2020年07月06日
こころに晴れ間を くらしに活力を 遺言 編 vol.4「事例から学ぼう」
みなさま こんにちは! 司法書士の清水です。
当事務所は、2001年に事務所を開業してから20年に渡り、年間800件以上のくらしにまつわる様々な法律相談を受けてまいりました。このブログは、これまでの20年間の実際の経験にもとづき、みなさまのより良いくらしにお役立ていただくためのブログです。
いよいよ7月10日から法務局における自筆証書遺言の保管制度が始まり、当事務所においても遺言に関するご相談がここ最近特に増えております。以前ブログで制度の概要をご案内させていただきましたが、今回は実際に本制度を利用するうえでの留意点等についてお話ししたいと思います。
法務局における保管制度を利用すると、@家庭裁判所における検認(相続人に対し遺言の存在及びその内容を知らせるとともに,偽造・変造を防止するための手続きのこと)が不要となり、遺言の執行(預金の解約や不動産名義変更等遺言の内容を実現すること)に速やかに入ることができ、かつ検認にかかる負担を軽減できる、また、A紛失や亡失を予防できたり、B悪意のある相続人による改ざん、隠匿(自身に不利益な遺言を相続人が隠してしまうなど)や破棄を防ぐことができます。
しかも、法務局で遺言書の原本を預かるので相続人等に勝手に見られることがありません。このように遺言者本人や相続人、受遺者等に多くのメリットがあります。
一方、メリットばかりに目を向けてしまうと、制度利用ができなかったり、また、利用が好ましくない事案であったために、後日こんなはずではなかったということになりかねません。したがって、メリット、デメリットをしっかり確認し、自筆証書遺言の法務局への保管制度を利用した方が良いか?また、保管制度を利用しない方が良いか(例えば、遺言者本人が寝たきりで法務局まで出向けないなど)?また、公証人が作成する公正証書遺言にしたほうが良いか(例えば、遺言の内容が複雑であったり、紛争性が高い場合など)?自分の置かれた状況や遺言の内容に合わせて最適な方法を選択していく必要があります。
<デメリット・利用するうえで留意すべき点>
1.遺言能力の有無に気を付けること
これはそもそも保管制度以前の問題でもありますが、当事務所にご相談される方のうち、少なからず遺言者本人の大きな病気や体調不良がきかっけで、子などのご親族と一緒に遺言のご相談にお越しになられます。
遺言を有効に成立させるためには、遺言を作成するときに遺言能力(遺言を作成する意味と結果を理解することができる能力)を有していなければなりません。したがって、遺言能力がない方が作成した遺言は無効になります。

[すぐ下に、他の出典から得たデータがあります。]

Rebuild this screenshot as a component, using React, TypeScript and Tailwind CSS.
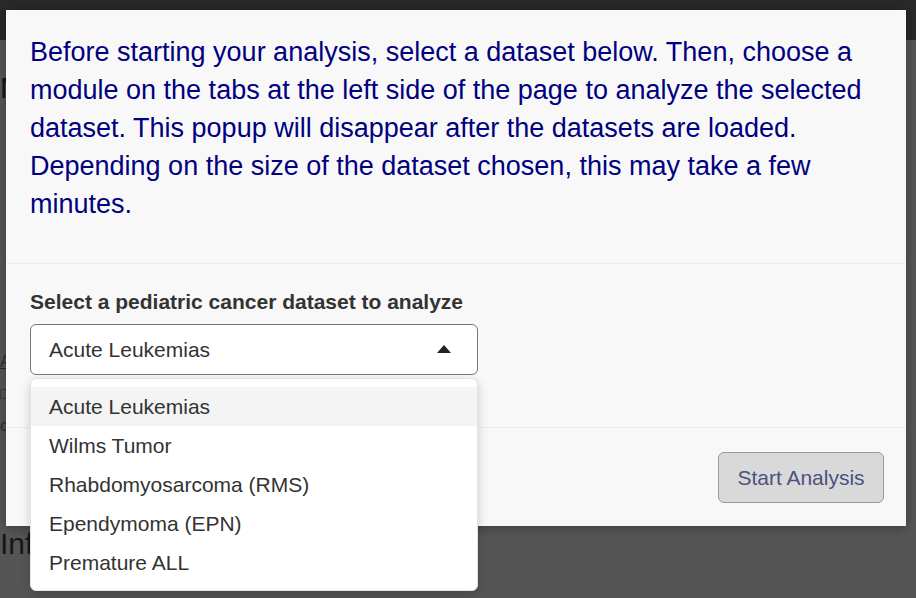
import { useState } from 'react'

const datasets = [
  'Acute Leukemias',
  'Wilms Tumor',
  'Rhabdomyosarcoma (RMS)',
  'Ependymoma (EPN)',
  'Premature ALL',
]

// dimmed page behind the modal, only its left edge shows
function Backdrop() {
  return (
    <div className="h-[598px] w-full bg-[#555555] text-[#161616]">
      <div className="h-10 bg-[#292929]" />
      <div className="pt-[28px] text-[30px] leading-[40px]">M</div>
      <div className="mt-[238px] flex flex-col text-[16px] leading-[32px] text-[#2a2a40]">
        <span className="underline">A</span>
        <span>□</span>
        <span>c</span>
      </div>
      <div className="mt-[82px] text-[30px] leading-[40px]">Inf</div>
    </div>
  )
}

function DatasetSelect() {
  const [value, setValue] = useState(datasets[0])

  return (
    <div className="relative w-[448px]">
      <div className="flex h-[51px] items-center justify-between rounded-[6px] border border-[#777777] bg-white pl-[18px] pr-[26px] text-[21px] text-[#333333]">
        <span>{value}</span>
        <svg width="14" height="8" viewBox="0 0 14 8" className="mb-[2px]">
          <path d="M0 8 L7 0 L14 8 Z" fill="#222222" />
        </svg>
      </div>
      <ul className="absolute left-0 top-[54px] z-10 w-full rounded-[6px] border border-[#e2e2e2] bg-white py-[8px] shadow-[0_4px_12px_rgba(0,0,0,0.18)]">
        {datasets.map((d) => (
          <li
            key={d}
            onClick={() => setValue(d)}
            className={`flex h-[39px] items-center pl-[18px] text-[21px] text-[#333333] ${
              d === value ? 'bg-[#f4f4f4]' : ''
            }`}
          >
            {d}
          </li>
        ))}
      </ul>
    </div>
  )
}

export default function App() {
  return (
    <div className="relative h-[598px] w-[916px] overflow-hidden font-['Liberation_Sans',Arial,sans-serif]">
      <Backdrop />

      {/* modal */}
      <div className="absolute left-[6px] top-[10px] w-[900px] bg-[#f8f8f8] shadow-[0_2px_10px_rgba(0,0,0,0.3)]">
        <div className="border-b border-[#ececec] px-[24px] pb-[40px] pt-[23px]">
          <p className="text-[27px] leading-[38px] text-[#000080]">
            Before starting your analysis, select a dataset below. Then, choose a module on the tabs at the left
            side of the page to analyze the selected dataset. This popup will disappear after the datasets are
            loaded. Depending on the size of the dataset chosen, this may take a few minutes.
          </p>
        </div>

        <div className="border-b border-[#ececec] px-[24px] pb-[52px] pt-[26px]">
          <label className="mb-[10px] block text-[21px] font-bold leading-[24px] text-[#333333]">
            Select a pediatric cancer dataset to analyze
          </label>
          <DatasetSelect />
        </div>

        <div className="flex justify-end px-[22px] pb-[23px] pt-[24px]">
          <button className="h-[51px] w-[166px] rounded-[6px] border border-[#9a9a9a] bg-[#d9d9d9] text-[21px] text-[#4b5280]">
            Start Analysis
          </button>
        </div>
      </div>
    </div>
  )
}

大きな病気や体調不良などがきっかけで遺言の作成を希望される場合に、実際に私が自宅や病院、施設などで遺言者本人にお会いすると、意思能力の低下の問題があり、遺言を作成することが困難であるとの判断をせざる得ないことがあります。この遺言能力の有無は保管制度を利用する場合でも同様です。また、後日遺言能力をめぐって相続人間でトラブルになることがありますので、くれぐれもご注意ください。

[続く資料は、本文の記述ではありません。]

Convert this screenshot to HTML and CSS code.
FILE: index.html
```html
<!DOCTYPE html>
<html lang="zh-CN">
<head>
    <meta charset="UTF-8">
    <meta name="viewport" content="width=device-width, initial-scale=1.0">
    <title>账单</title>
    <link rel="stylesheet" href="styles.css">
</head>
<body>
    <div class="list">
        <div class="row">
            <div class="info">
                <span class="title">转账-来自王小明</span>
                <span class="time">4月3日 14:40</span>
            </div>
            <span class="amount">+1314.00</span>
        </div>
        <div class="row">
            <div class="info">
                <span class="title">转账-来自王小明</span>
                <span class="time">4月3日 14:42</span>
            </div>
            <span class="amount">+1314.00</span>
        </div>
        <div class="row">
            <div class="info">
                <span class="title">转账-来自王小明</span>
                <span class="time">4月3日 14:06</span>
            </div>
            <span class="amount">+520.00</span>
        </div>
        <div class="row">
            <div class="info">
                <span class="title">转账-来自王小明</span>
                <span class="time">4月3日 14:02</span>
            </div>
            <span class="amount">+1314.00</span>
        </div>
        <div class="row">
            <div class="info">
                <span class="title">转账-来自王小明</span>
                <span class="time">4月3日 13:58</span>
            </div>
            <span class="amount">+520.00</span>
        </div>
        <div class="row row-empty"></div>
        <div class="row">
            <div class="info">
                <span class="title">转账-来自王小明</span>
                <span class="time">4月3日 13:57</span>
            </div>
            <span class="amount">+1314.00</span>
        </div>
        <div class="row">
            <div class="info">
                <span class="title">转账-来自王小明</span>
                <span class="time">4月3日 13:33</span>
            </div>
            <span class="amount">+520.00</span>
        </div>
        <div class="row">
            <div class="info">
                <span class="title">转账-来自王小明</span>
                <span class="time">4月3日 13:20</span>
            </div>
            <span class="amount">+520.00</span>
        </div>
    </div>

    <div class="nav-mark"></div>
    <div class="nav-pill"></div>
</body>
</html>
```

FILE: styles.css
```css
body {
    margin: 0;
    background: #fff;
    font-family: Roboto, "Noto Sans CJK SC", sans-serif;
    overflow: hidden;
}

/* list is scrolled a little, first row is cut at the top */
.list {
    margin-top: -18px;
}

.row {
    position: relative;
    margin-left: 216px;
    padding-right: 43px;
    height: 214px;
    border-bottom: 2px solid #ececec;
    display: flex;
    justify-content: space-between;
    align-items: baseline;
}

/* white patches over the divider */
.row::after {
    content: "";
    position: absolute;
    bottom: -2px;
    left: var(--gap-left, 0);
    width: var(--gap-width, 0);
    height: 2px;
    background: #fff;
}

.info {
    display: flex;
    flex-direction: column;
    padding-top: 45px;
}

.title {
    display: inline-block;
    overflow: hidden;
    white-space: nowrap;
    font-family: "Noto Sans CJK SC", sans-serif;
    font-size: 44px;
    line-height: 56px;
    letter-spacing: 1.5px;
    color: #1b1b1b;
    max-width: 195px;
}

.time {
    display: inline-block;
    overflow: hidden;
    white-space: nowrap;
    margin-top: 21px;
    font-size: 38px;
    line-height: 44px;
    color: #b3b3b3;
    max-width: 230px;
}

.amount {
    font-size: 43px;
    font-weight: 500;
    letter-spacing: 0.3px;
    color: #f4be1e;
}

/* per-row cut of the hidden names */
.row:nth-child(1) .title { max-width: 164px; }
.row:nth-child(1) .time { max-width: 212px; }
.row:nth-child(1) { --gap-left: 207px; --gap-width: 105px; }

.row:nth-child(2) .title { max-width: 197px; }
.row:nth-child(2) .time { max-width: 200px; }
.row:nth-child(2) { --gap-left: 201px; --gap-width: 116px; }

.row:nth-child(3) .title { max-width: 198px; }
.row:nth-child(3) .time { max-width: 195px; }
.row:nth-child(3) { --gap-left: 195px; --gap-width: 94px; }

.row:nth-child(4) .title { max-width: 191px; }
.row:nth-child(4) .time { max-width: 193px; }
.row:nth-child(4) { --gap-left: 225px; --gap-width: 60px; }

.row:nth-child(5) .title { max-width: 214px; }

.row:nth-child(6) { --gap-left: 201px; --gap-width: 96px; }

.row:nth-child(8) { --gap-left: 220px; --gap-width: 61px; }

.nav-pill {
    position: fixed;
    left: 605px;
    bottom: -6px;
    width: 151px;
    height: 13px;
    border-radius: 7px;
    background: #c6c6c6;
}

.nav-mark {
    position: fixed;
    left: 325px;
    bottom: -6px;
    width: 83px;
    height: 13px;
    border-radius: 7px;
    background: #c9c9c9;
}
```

2.遺言書の本文、作成日付及び氏名は手書きが必要なこと
こちらも保管制度以前の問題でもありますが、自筆証書遺言は、法律の規定により遺言書の本文、作成日付及び氏名は直筆によらなければなりません。したがって、病気や高齢で手が不自由な方は利用が難しくなります。
3.必ず遺言者本人が法務局に出向く必要があること
遺言者本人が必ず予約をしてから法務局に出向く必要がありますので、身体的な障がいがある方や病気で寝たきりの方、入院中の方の利用は難しくなります(一方、公正証書遺言は必要に応じて公証人が自宅や病院等に出張して作成することができます。)。

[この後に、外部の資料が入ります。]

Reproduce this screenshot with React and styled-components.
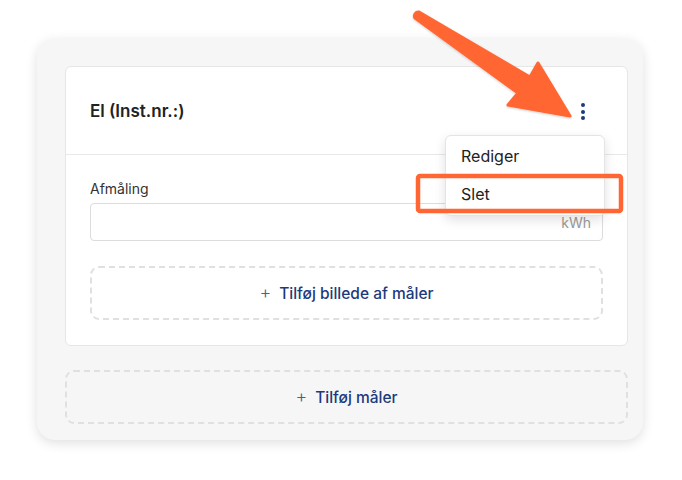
import React from 'react';
import styled, { createGlobalStyle } from 'styled-components';

const GlobalStyle = createGlobalStyle`
  html, body {
    margin: 0;
    padding: 0;
    background: #ffffff;
    font-family: Inter, "Noto Sans", sans-serif;
  }
`;

const Page = styled.div`
  position: relative;
  width: 682px;
  height: 480px;
  padding-top: 39px;
  padding-left: 37px;
  box-sizing: border-box;
`;

const Panel = styled.div`
  width: 606px;
  box-sizing: border-box;
  background: #f6f6f6;
  border-radius: 18px;
  box-shadow: 0 3px 12px rgba(0, 0, 0, 0.13);
  padding: 27px 15px 16px 28px;
  display: flex;
  flex-direction: column;
  gap: 24px;
`;

const Card = styled.div`
  position: relative;
  background: #ffffff;
  border: 1px solid #e6e6e6;
  border-radius: 6px;
`;

const CardHeader = styled.div`
  height: 87px;
  display: flex;
  align-items: center;
  justify-content: space-between;
  padding: 0 36px 0 24px;
  border-bottom: 1px solid #e8e8e8;
`;

const Title = styled.h2`
  margin: 0;
  font-size: 17px;
  font-weight: 600;
  color: #222;
`;

const MenuButton = styled.button`
  width: 16px;
  height: 24px;
  border: 0;
  background: transparent;
  padding: 0;
  display: flex;
  flex-direction: column;
  align-items: center;
  justify-content: center;
  gap: 2.5px;
  margin-top: 2px;
`;

const Dot = styled.span`
  width: 4px;
  height: 4px;
  border-radius: 50%;
  background: #1d3a7d;
`;

const CardBody = styled.div`
  padding: 24px 24px 25px;
  display: flex;
  flex-direction: column;
`;

const Label = styled.label`
  font-size: 14px;
  line-height: 20px;
  color: #333;
  margin-bottom: 4px;
`;

const InputBox = styled.div`
  height: 38px;
  box-sizing: border-box;
  border: 1px solid #dcdcdc;
  border-radius: 4px;
  display: flex;
  align-items: flex-end;
  justify-content: flex-end;
  padding: 0 11px 9px;
`;

const Unit = styled.span`
  font-size: 14px;
  color: #9a9a9a;
`;

const DashedButton = styled.button`
  height: ${p => p.$h}px;
  margin-top: ${p => p.$mt || 0}px;
  width: 100%;
  box-sizing: border-box;
  border: 2px dashed #e0e0e0;
  border-radius: 9px;
  background: transparent;
  display: flex;
  align-items: center;
  justify-content: center;
  gap: 8px;
  font-family: Inter, "Noto Sans", sans-serif;
  font-size: 15.5px;
  font-weight: 500;
  color: #1d3a7d;
`;

const Plus = styled.span`
  font-size: 18px;
  font-weight: 300;
  color: #4b5f8f;
  margin-top: -2px;
`;

const Menu = styled.div`
  position: absolute;
  left: 379px;
  top: 68px;
  width: 158px;
  background: #fff;
  border: 1px solid #e4e4e4;
  border-radius: 6px;
  box-shadow: 0 4px 12px rgba(0, 0, 0, 0.12);
  padding: 1px 0 2px;
  z-index: 2;
`;

const MenuItem = styled.div`
  height: 38px;
  display: flex;
  align-items: center;
  padding-left: 15px;
  font-size: 16px;
  color: #222;
`;

const Annotation = styled.svg`
  position: absolute;
  left: 0;
  top: 0;
  width: 682px;
  height: 480px;
  pointer-events: none;
  z-index: 3;
`;

export default function App() {
  return (
    <>
      <GlobalStyle />
      <Page>
        <Panel>
          <Card>
            <CardHeader>
              <Title>El (Inst.nr.:)</Title>
              <MenuButton aria-label="Menu">
                <Dot />
                <Dot />
                <Dot />
              </MenuButton>
            </CardHeader>
            <CardBody>
              <Label>Afmåling</Label>
              <InputBox>
                <Unit>kWh</Unit>
              </InputBox>
              <DashedButton $h={54} $mt={25}>
                <Plus>+</Plus> Tilføj billede af måler
              </DashedButton>
            </CardBody>
            <Menu>
              <MenuItem>Rediger</MenuItem>
              <MenuItem>Slet</MenuItem>
            </Menu>
          </Card>
          <DashedButton $h={54}>
            <Plus>+</Plus> Tilføj måler
          </DashedButton>
        </Panel>
        <Annotation viewBox="0 0 682 480">
          <defs>
            <filter id="sh" x="-20%" y="-20%" width="140%" height="140%">
              <feDropShadow dx="0" dy="1" stdDeviation="1.2" floodOpacity="0.2" />
            </filter>
          </defs>
          <path
            d="M419,12 L530,77 L538,63 L570,116 L508,105 L518,93 L415,18 A4 4 0 0 1 419,12 Z"
            fill="#ff6633"
            stroke="#ff6633"
            strokeWidth="3"
            strokeLinejoin="round"
            filter="url(#sh)"
          />
          <rect x="418" y="176" width="203" height="35" rx="2" fill="none" stroke="#ff6633" strokeWidth="4.5" />
        </Annotation>
      </Page>
    </>
  );
}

また、出向く法務局は、どこの法務局でもよいというわけではなく、遺言者本人の住所地や本籍地、所有不動産の所在地のいずれかを管轄する保管受付ができる法務局となっており、横浜市では横浜地方法務局(横浜市営地下鉄 馬車道駅近く横浜第2合同庁舎内)のみとなります。
4.遺言書の内容については法務局では質問や相談できないこと。
法務局は自筆証書遺言の方式についての外形的な確認及び保管のみを担い、遺言書の内容に関する質問や相談はできません。したがって、複雑な内容であったり、内容にご心配がある方は、別途法テラスなどの各種相談窓口、司法書士、弁護士等へ別途相談をする必要があります。
今回は7月10日から始まった自筆証書遺言の法務局における保管制度についてのメリットやデメリット、利用する際の留意点をお話ししました。
ぜひ遺言を思い立った時のご参考になさってください。